Check each line of the material below, and copy it if it holds the string "that".
# # # #
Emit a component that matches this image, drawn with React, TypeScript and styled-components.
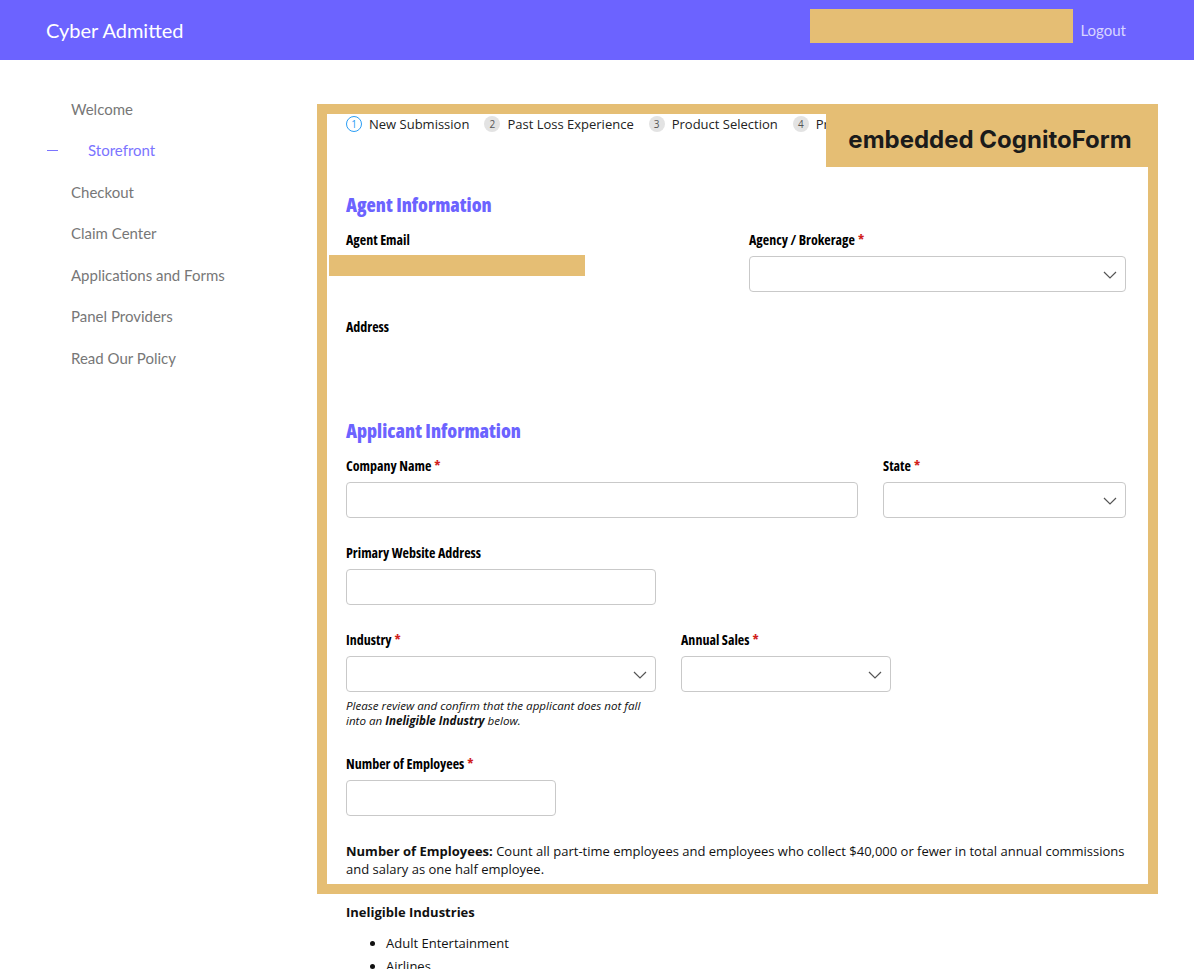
import React from "react";
import styled, { createGlobalStyle } from "styled-components";

const GlobalStyle = createGlobalStyle`
  html, body { margin: 0; padding: 0; background: #fff; }
  body { font-family: Lato, "Open Sans", sans-serif; }
  * { box-sizing: border-box; }
`;

const PURPLE = "#6c63ff";
const GOLD = "#e5be74";
const SANS = `"Open Sans", "Liberation Sans", sans-serif`;

const Header = styled.header`
  height: 60px;
  background: ${PURPLE};
  display: flex;
  align-items: center;
  padding: 0 68px 0 46px;
`;
const Brand = styled.div`
  font-family: Lato, sans-serif;
  font-size: 20px;
  color: #fff;
  flex: 1;
  margin-bottom: 1px;
`;
const Redact = styled.div<{ $w: number; $h: number }>`
  width: ${(p) => p.$w}px;
  height: ${(p) => p.$h}px;
  background: ${GOLD};
  margin-top: -8px;
`;
const Logout = styled.a`
  font-family: Lato, sans-serif;
  font-size: 15px;
  color: #d9d6ff;
  margin-left: 7px;
`;

const Body = styled.div`
  display: flex;
  align-items: flex-start;
`;
const Sidebar = styled.nav`
  width: 317px;
  flex: none;
  padding-top: 28px;
  display: flex;
  flex-direction: column;
`;
const NavItem = styled.div<{ $active?: boolean }>`
  height: 41.5px;
  display: flex;
  align-items: center;
  font-family: Lato, sans-serif;
  font-size: 15px;
  color: ${(p) => (p.$active ? "#7b74ff" : "#777")};
  padding-left: ${(p) => (p.$active ? "47px" : "71px")};
`;
const Dash = styled.span`
  width: 11px;
  height: 1px;
  background: #7b74ff;
  margin-right: 30px;
`;

const Main = styled.main`
  width: 841px;
  margin-top: 44px;
`;
const Frame = styled.div`
  position: relative;
  border: 10px solid ${GOLD};
  font-family: ${SANS};
  color: #000;
`;
const FrameInner = styled.div`
  padding: 0 22px 6px 19px;
`;
const EmbedTag = styled.div`
  position: absolute;
  top: -10px;
  right: -10px;
  width: 332px;
  height: 63px;
  background: ${GOLD};
  display: flex;
  align-items: center;
  justify-content: center;
  font-family: Inter, sans-serif;
  font-weight: 700;
  font-size: 24px;
  color: #1b1b1b;
  padding: 8px 4px 0 0;
`;

const Stepper = styled.div`
  height: 20px;
  display: flex;
  align-items: center;
  gap: 15px;
  font-family: ${SANS};
  font-size: 13px;
  color: #222;
  white-space: nowrap;
  overflow: hidden;
`;
const Step = styled.div`
  display: flex;
  align-items: center;
  gap: 7px;
`;
const StepNum = styled.span<{ $current?: boolean }>`
  width: 16px;
  height: 16px;
  border-radius: 50%;
  display: inline-flex;
  align-items: center;
  justify-content: center;
  font-size: 10px;
  line-height: 1;
  background: ${(p) => (p.$current ? "#fff" : "#e3e3e3")};
  border: ${(p) => (p.$current ? "1.5px solid #2a9df4" : "none")};
  color: ${(p) => (p.$current ? "#2a9df4" : "#555")};
`;

const SectionTitle = styled.h2<{ $mt: number }>`
  margin: ${(p) => p.$mt}px 0 11px;
  font-family: ${SANS};
  font-stretch: 75%;
  font-weight: 800;
  font-size: 19.2px;
  line-height: 30px;
  color: ${PURPLE};
`;
const Row = styled.div<{ $cols: string; $mb?: number }>`
  display: grid;
  grid-template-columns: ${(p) => p.$cols};
  column-gap: 25px;
  margin-bottom: ${(p) => p.$mb ?? 26}px;
`;
const Field = styled.div`
  display: flex;
  flex-direction: column;
`;
const Label = styled.label`
  font-stretch: 75%;
  font-weight: 700;
  font-size: 14px;
  line-height: 18px;
  margin-bottom: 7px;
`;
const Req = styled.span`
  color: #d0201b;
  margin-left: 3px;
`;
const Input = styled.div`
  height: 36px;
  border: 1px solid #c9c9c9;
  border-radius: 4px;
  background: #fff;
  position: relative;
`;
const Chevron = styled.svg`
  position: absolute;
  right: 7px;
  top: 13px;
`;
const EmailRedact = styled.div`
  margin: -1px 0 0 -17px;
  width: 256px;
  height: 21px;
  background: ${GOLD};
`;
const Help = styled.p`
  margin: 6px 0 0;
  padding-right: 10px;
  font-style: italic;
  font-size: 11.6px;
  line-height: 15px;
  color: #111;
`;
const Para = styled.p`
  margin: 0;
  font-size: 13px;
  line-height: 18px;
  color: #111;
`;

const Below = styled.div`
  padding: 9px 0 0 29px;
  font-family: ${SANS};
  font-size: 13px;
  color: #111;
`;
const BelowTitle = styled.div`
  font-weight: 700;
  line-height: 18px;
`;
const List = styled.ul`
  margin: 11px 0 0;
  padding-left: 40px;
  li { line-height: 23px; }
`;

const Select = () => (
  <Input>
    <Chevron width="16" height="10" viewBox="0 0 16 10">
      <path d="M2 2 L8 8 L14 2" fill="none" stroke="#555" strokeWidth="1.2" />
    </Chevron>
  </Input>
);

export default function App() {
  return (
    <>
      <GlobalStyle />
      <Header>
        <Brand>Cyber Admitted</Brand>
        <Redact $w={263} $h={34} />
        <Logout>Logout</Logout>
      </Header>
      <Body>
        <Sidebar>
          <NavItem>Welcome</NavItem>
          <NavItem $active>
            <Dash />
            Storefront
          </NavItem>
          <NavItem>Checkout</NavItem>
          <NavItem>Claim Center</NavItem>
          <NavItem>Applications and Forms</NavItem>
          <NavItem>Panel Providers</NavItem>
          <NavItem>Read Our Policy</NavItem>
        </Sidebar>
        <Main>
          <Frame>
            <EmbedTag>embedded CognitoForm</EmbedTag>
            <FrameInner>
              <Stepper>
                <Step>
                  <StepNum $current>1</StepNum>New Submission
                </Step>
                <Step>
                  <StepNum>2</StepNum>Past Loss Experience
                </Step>
                <Step>
                  <StepNum>3</StepNum>Product Selection
                </Step>
                <Step>
                  <StepNum>4</StepNum>Premium Indication
                </Step>
              </Stepper>

              <SectionTitle $mt={56}>Agent Information</SectionTitle>
              <Row $cols="378px 377px">
                <Field>
                  <Label>Agent Email</Label>
                  <EmailRedact />
                </Field>
                <Field>
                  <Label>
                    Agency / Brokerage<Req>*</Req>
                  </Label>
                  <Select />
                </Field>
              </Row>
              <Row $cols="378px" $mb={0}>
                <Field>
                  <Label>Address</Label>
                </Field>
              </Row>

              <SectionTitle $mt={73}>Applicant Information</SectionTitle>
              <Row $cols="512px 243px">
                <Field>
                  <Label>
                    Company Name<Req>*</Req>
                  </Label>
                  <Input />
                </Field>
                <Field>
                  <Label>
                    State<Req>*</Req>
                  </Label>
                  <Select />
                </Field>
              </Row>
              <Row $cols="310px">
                <Field>
                  <Label>Primary Website Address</Label>
                  <Input />
                </Field>
              </Row>
              <Row $cols="310px 210px" $mb={26.5}>
                <Field>
                  <Label>
                    Industry<Req>*</Req>
                  </Label>
                  <Select />
                  <Help>
                    Please review and confirm that the applicant does not fall into an{" "}
                    <b>Ineligible Industry</b> below.
                  </Help>
                </Field>
                <Field>
                  <Label>
                    Annual Sales<Req>*</Req>
                  </Label>
                  <Select />
                </Field>
              </Row>
              <Row $cols="210px">
                <Field>
                  <Label>
                    Number of Employees<Req>*</Req>
                  </Label>
                  <Input />
                </Field>
              </Row>
              <Para>
                <b>Number of Employees:</b> Count all part-time employees and employees who
                collect $40,000 or fewer in total annual commissions and salary as one half
                employee.
              </Para>
            </FrameInner>
          </Frame>
          <Below>
            <BelowTitle>Ineligible Industries</BelowTitle>
            <List>
              <li>Adult Entertainment</li>
              <li>Airlines</li>
            </List>
          </Below>
        </Main>
      </Body>
    </>
  );
}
# # # #
Result of this exercise:
Emit a component that matches this image, drawn with React, TypeScript and styled-components.
                    Please review and confirm that the applicant does not fall into an{" "}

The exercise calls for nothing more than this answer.